Add the cooked pasta to the bowl with the dressing. Then toss in the corn, crumbled cotija cheese (make sure to save some for topping later!), chopped cilantro, green onions, and jalapeño if you’re using it. Gently mix everything together until it’s well coated in the dressing.

5. Taste and Adjust Seasoning:

Give your salad a little taste and see if it needs more salt, pepper, or lime juice. Adjust the flavors to your liking; this is your salad after all!

6. Chill & Serve:

Cover the bowl with plastic wrap and pop it in the fridge for at least 30 minutes to help the flavors meld together. However, if you’re in a hurry, you can serve it immediately too!

7. Garnish:

Before serving, sprinkle some additional cotija cheese, cilantro, and a pinch of chili powder on top for that final touch. Everybody will love it!

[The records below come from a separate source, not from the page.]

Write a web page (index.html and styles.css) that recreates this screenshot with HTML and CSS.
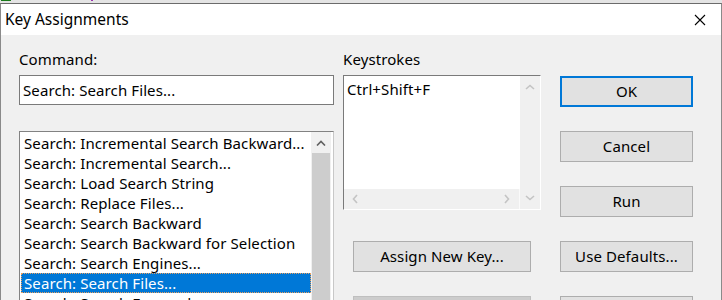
FILE: index.html
```html
<!DOCTYPE html>
<html>
<head>
<meta charset="utf-8">
<link rel="stylesheet" href="styles.css">
</head>
<body>
<div class="strip"><span class="mark green"></span><span class="mark purple"></span></div>
<div class="window">
  <div class="titlebar">
    <span class="title">Key Assignments</span>
    <span class="close"><svg width="12" height="12" viewBox="0 0 12 12"><path d="M1 1L11 11M11 1L1 11" stroke="#000" stroke-width="1.1" fill="none"/></svg></span>
  </div>
  <div class="client">
    <div class="col col-cmd">
      <div class="label">Command:</div>
      <div class="textbox">Search: Search Files...</div>
      <div class="listbox">
        <ul class="items">
          <li>Search: Incremental Search Backward...</li>
          <li>Search: Incremental Search...</li>
          <li>Search: Load Search String</li>
          <li>Search: Replace Files...</li>
          <li>Search: Search Backward</li>
          <li>Search: Search Backward for Selection</li>
          <li>Search: Search Engines...</li>
          <li class="sel">Search: Search Files...</li>
          <li>Search: Search Forward</li>
        </ul>
        <div class="vscroll">
          <div class="arrow"><svg width="10" height="6" viewBox="0 0 10 6"><path d="M1 5.5L5 1.5L9 5.5" stroke="#606060" stroke-width="1.6" fill="none"/></svg></div>
          <div class="thumb"></div>
        </div>
      </div>
    </div>
    <div class="col col-keys">
      <div class="label">Keystrokes</div>
      <div class="keybox">
        <div class="keymain">
          <div class="keytext">Ctrl+Shift+F</div>
          <div class="hscroll">
            <svg width="6" height="10" viewBox="0 0 6 10"><path d="M5 1L1.5 5L5 9" stroke="#c4c4c4" stroke-width="1.6" fill="none"/></svg>
            <svg width="6" height="10" viewBox="0 0 6 10"><path d="M1 1L4.5 5L1 9" stroke="#c4c4c4" stroke-width="1.6" fill="none"/></svg>
          </div>
        </div>
        <div class="kvscroll">
          <svg width="10" height="6" viewBox="0 0 10 6"><path d="M1 5L5 1.5L9 5" stroke="#c4c4c4" stroke-width="1.6" fill="none"/></svg>
          <svg width="10" height="6" viewBox="0 0 10 6"><path d="M1 1L5 4.5L9 1" stroke="#c4c4c4" stroke-width="1.6" fill="none"/></svg>
        </div>
      </div>
      <button class="btn wide">Assign New Key...</button>
      <button class="btn wide dim">&nbsp;</button>
    </div>
    <div class="col col-btns">
      <button class="btn default">OK</button>
      <button class="btn">Cancel</button>
      <button class="btn">Run</button>
      <button class="btn">Use Defaults...</button>
      <button class="btn">&nbsp;</button>
    </div>
  </div>
</div>
</body>
</html>
```

FILE: styles.css
```css
html, body {
  margin: 0;
  padding: 0;
  width: 722px;
  height: 300px;
  overflow: hidden;
  background: #f0f0f0;
  font-family: "Noto Sans", "Open Sans", sans-serif;
  font-size: 15px;
  letter-spacing: 0.1px;
  color: #000;
}

.strip {
  height: 3px;
  background: #e4e4e4;
  display: flex;
  align-items: flex-start;
}
.mark {
  display: block;
  height: 1px;
}
.green {
  width: 10px;
  margin-left: 1px;
  background: #1a7a1a;
}
.purple {
  width: 2px;
  margin-left: 80px;
  background: #9a30b0;
}

.window {
  border-top: 1px solid #6b6b6b;
  border-left: 1px solid #8a8a8a;
  border-right: 1px solid #8a8a8a;
  height: 296px;
  background: #f0f0f0;
  overflow: hidden;
}

.titlebar {
  height: 31px;
  background: #fff;
  display: flex;
  align-items: center;
  justify-content: space-between;
}
.title {
  font-size: 15.5px;
  letter-spacing: 0;
  padding-left: 4px;
  line-height: 31px;
}
.close {
  display: flex;
  width: 12px;
  height: 12px;
  margin-right: 15px;
  margin-top: 1px;
}

.client {
  display: flex;
  padding-left: 18px;
  padding-top: 14px;
  align-items: flex-start;
}

.col {
  display: flex;
  flex-direction: column;
}
.col-cmd { width: 315px; }
.col-keys { width: 198px; margin-left: 9px; }
.col-btns { width: 133px; margin-left: 19px; padding-top: 27px; gap: 24px; }

.label {
  line-height: 20px;
  height: 20px;
}

.textbox {
  margin-top: 6px;
  height: 28px;
  border: 1px solid #7a7a7a;
  background: #fff;
  line-height: 28px;
  padding-left: 3px;
  white-space: nowrap;
}

.listbox {
  margin-top: 26px;
  height: 200px;
  display: flex;
  border-top: 1px solid #828282;
  border-left: 1px solid #828282;
  border-right: 1px solid #c8c8c8;
  background: #fff;
  overflow: hidden;
}
.items {
  list-style: none;
  margin: 0;
  padding: 1px 0 0 1px;
  width: 290px;
}
.items li {
  height: 20px;
  line-height: 20px;
  padding-left: 3px;
  white-space: nowrap;
  box-sizing: border-box;
}
.items li.sel {
  background: #0078d7;
  color: #fff;
  outline: 1px dotted #e8a060;
  outline-offset: -1px;
}
.vscroll {
  width: 20px;
  margin-left: 0;
  background: #f0f0f0;
  display: flex;
  flex-direction: column;
}
.vscroll .arrow {
  height: 21px;
  display: flex;
  align-items: center;
  justify-content: center;
}
.vscroll .thumb {
  flex: 1;
  background: #cdcdcd;
  margin: 0 1px;
}

.keybox {
  margin-top: 6px;
  height: 133px;
  display: flex;
  border-top: 1px solid #7a7a7a;
  border-left: 1px solid #7a7a7a;
  border-right: 1px solid #fff;
  border-bottom: 1px solid #fff;
  background: #fff;
}
.keymain {
  flex: 1;
  display: flex;
  flex-direction: column;
}
.keytext {
  flex: 1;
  padding: 3px 0 0 3px;
  line-height: 20px;
}
.hscroll {
  height: 20px;
  background: #f0f0f0;
  display: flex;
  align-items: center;
  justify-content: space-between;
  padding: 0 9px 0 8px;
  border-right: 1px solid #fafafa;
}
.kvscroll {
  width: 20px;
  background: #f0f0f0;
  display: flex;
  flex-direction: column;
  justify-content: space-between;
  align-items: center;
  padding: 8px 0 8px;
}

.btn {
  font-family: inherit;
  font-size: 15px;
  letter-spacing: 0.1px;
  color: #000;
  height: 31px;
  background: #e1e1e1;
  border: 1px solid #adadad;
  padding: 0;
  margin: 0;
  line-height: 29px;
}
.btn.default {
  border: 2px solid #0078d7;
  line-height: 27px;
}
.btn.wide {
  width: 178px;
  margin-left: 10px;
  margin-top: 31px;
}
.btn.wide + .btn.wide {
  margin-top: 24px;
}
.btn.dim {
  background: #cccccc;
  border-color: #bfbfbf;
}
```
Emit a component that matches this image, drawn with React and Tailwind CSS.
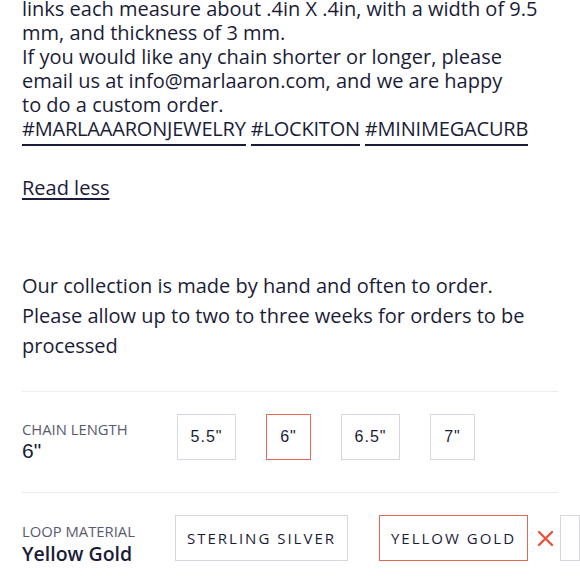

Enjoy your vibrant, creamy Mexican Street Corn Pasta Salad! It’s perfect for picnics, barbecues, or just a delicious meal at home. 🌽🍝

Easy Mexican Street Corn Pasta Salad Recipe

FAQ for Easy Mexican Street Corn Pasta Salad

Can I Use Different Pasta Shapes?

Absolutely! While rotini is great for holding onto the dressing, you can use any pasta shape you like—penne, fusilli, or even bow ties work well. Just ensure you cook it al dente for the best texture!

What Are Some Substitutions for Cotija Cheese?

If you can’t find cotija cheese, feta cheese is a perfect substitute for a similar crumbly texture and salty flavor. For a dairy-free option, look for a plant-based cheese that can crumble.

How Long Will This Salad Last in the Fridge?

This pasta salad can be stored in an airtight container in the fridge for up to 3 days. Just give it a good stir before serving again, as some of the dressing may settle.

Can I Make This Salad Spicier?

Yes! If you enjoy more heat, consider adding more jalapeño or some diced serrano peppers. You can also increase the chili powder for an extra kick. Just be cautious—start small and taste as you go!